Ms. Ali also included a description of efforts to obtain the documents to date. Despite stating
that the only account she was aware of was the UBS account related to the ROMEIS Foundation,
which she had renounced, Ms. Ali contacted UBS, Credit Suisse, and Deutsche Bank, to see if
they had any responsive documents. See id. at ¶¶ 8, 26–29, 40–41, 70–72. When she did not
receive responsive records, Ms. Ali sent subpoenas duces tecum to UBS, Credit Suisse, and
Deutsche Bank. See id. at ¶¶ 30–33, 42–43, 73–74.
For the corporate records, Ms. Ali stated that as to Deerwood, she had no ownership or
beneficial interest in the company, was appointed power of attorney for the purpose of handling
real estate transactions, and had no compensation from the company. Id. at ¶¶ 76–78, 88. The
Deerwood power of attorney and additional correspondence were produced to the IRS. Id. at ¶
79. Ms. Ali also hired a private firm, BVICompanySearches.com, to provide information on
Deerwood, the results of which were produced to the IRS. See id. at ¶¶ 92–93.

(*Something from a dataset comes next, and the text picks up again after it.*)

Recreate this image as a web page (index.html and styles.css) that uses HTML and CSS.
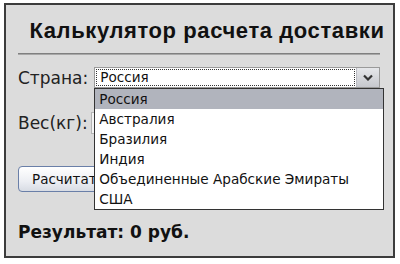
FILE: index.html
```html
<!DOCTYPE html>
<html lang="ru">
<head>
<meta charset="utf-8">
<title>Калькулятор расчета доставки</title>
<link rel="stylesheet" href="styles.css">
</head>
<body>
<div class="calc">
  <h1 class="calc-title">Калькулятор расчета доставки</h1>
  <hr class="calc-rule">
  <div class="row row-country">
    <span class="label">Страна:</span>
    <div class="select">
      <div class="select-value">Россия</div>
      <div class="select-btn">
        <svg width="10" height="7" viewBox="0 0 10 7"><path d="M1 1.5 L5 5.5 L9 1.5" fill="none" stroke="#333" stroke-width="2.2"/></svg>
      </div>
      <ul class="select-list">
        <li class="opt opt-active">Россия</li>
        <li class="opt">Австралия</li>
        <li class="opt">Бразилия</li>
        <li class="opt">Индия</li>
        <li class="opt">Объединенные Арабские Эмираты</li>
        <li class="opt">США</li>
      </ul>
    </div>
  </div>
  <div class="row row-weight">
    <span class="label">Вес(кг):</span>
    <input class="weight" type="text">
  </div>
  <div class="row row-btn">
    <button class="calc-btn">Расчитать</button>
  </div>
  <p class="result">Результат: 0 руб.</p>
</div>
</body>
</html>
```

FILE: styles.css
```css
html, body {
  margin: 0;
  padding: 0;
  background: #ffffff;
}
body {
  padding: 3px 5px 0 4px;
  font-family: "DejaVu Sans", Verdana, sans-serif;
  color: #111;
}
.calc {
  box-sizing: border-box;
  height: 255px;
  border: 2px solid #3c3c3c;
  background: #dcdcdc;
  padding: 0 13px 0 12px;
}
.calc-title {
  margin: 0 -16px 0 0;
  padding: 13px 0 0 0;
  font-family: "Liberation Sans", Arial, sans-serif;
  font-size: 22px;
  line-height: 26px;
  letter-spacing: 0.6px;
  font-weight: bold;
  text-align: center;
  white-space: nowrap;
  color: #111;
}
.calc-rule {
  margin: 9px 0 0 0;
  border: 0;
  border-top: 1px solid #808080;
  border-bottom: 1px solid #a8a8a8;
  height: 0;
}
.row {
  display: flex;
  align-items: center;
}
.label {
  font-size: 17px;
  color: #222;
}
.row-country {
  margin-top: 12px;
}
.select {
  position: relative;
  margin-left: 6px;
  width: 286px;
  height: 21px;
  box-sizing: border-box;
  background: #fff;
  border: 1px solid #9a9a9a;
  display: flex;
}
.select-value {
  flex: 1;
  margin: 1px;
  border: 1px dotted #333;
  font-size: 13.6px;
  line-height: 15px;
  padding-left: 3px;
}
.select-btn {
  width: 22px;
  background: linear-gradient(#e6e7ea, #c6c8ce);
  border-left: 1px solid #b9bbc2;
  display: flex;
  align-items: center;
  justify-content: center;
}
.select-list {
  position: absolute;
  left: -1px;
  top: 20px;
  width: 288px;
  margin: 0;
  padding: 0;
  list-style: none;
  background: #fff;
  border: 1px solid #333;
  z-index: 2;
}
.opt {
  height: 20px;
  line-height: 20px;
  font-size: 13.6px;
  padding-left: 4px;
  color: #111;
}
.opt-active {
  background: #b1b4bd;
}
.row-weight {
  margin-top: 24px;
}
.weight {
  margin-left: 3px;
  width: 120px;
  height: 22px;
  box-sizing: border-box;
  border: 1px solid #b5b5b5;
  background: #f4f4f4;
}
.row-btn {
  margin-top: 32px;
}
.calc-btn {
  height: 26px;
  padding: 0 13px;
  font-family: "DejaVu Sans", Verdana, sans-serif;
  font-size: 13.5px;
  color: #111;
  border: 1px solid #6a7fa8;
  border-radius: 4px;
  background: linear-gradient(#ffffff, #eceef3 60%, #d8dce4);
}
.result {
  margin: 30px 0 0 0;
  font-size: 17px;
  font-weight: bold;
  color: #111;
}
```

For Richtree and White Pearl Investment Company, Ms. Ali stated that she had a nonfunctioning board positions in both companies, and received no compensation from, made no
investments in, and possessed no documents from either company. See id. at ¶¶ 94–98; 108–12.
Ms. Ali also contacted Mr. Jonathan Feucht, an officer of Richtree and White Pearl, to obtain
documents regarding those companies. Id. at ¶¶ 105, 119. Ms. Ali also sent a subpoena to Mr.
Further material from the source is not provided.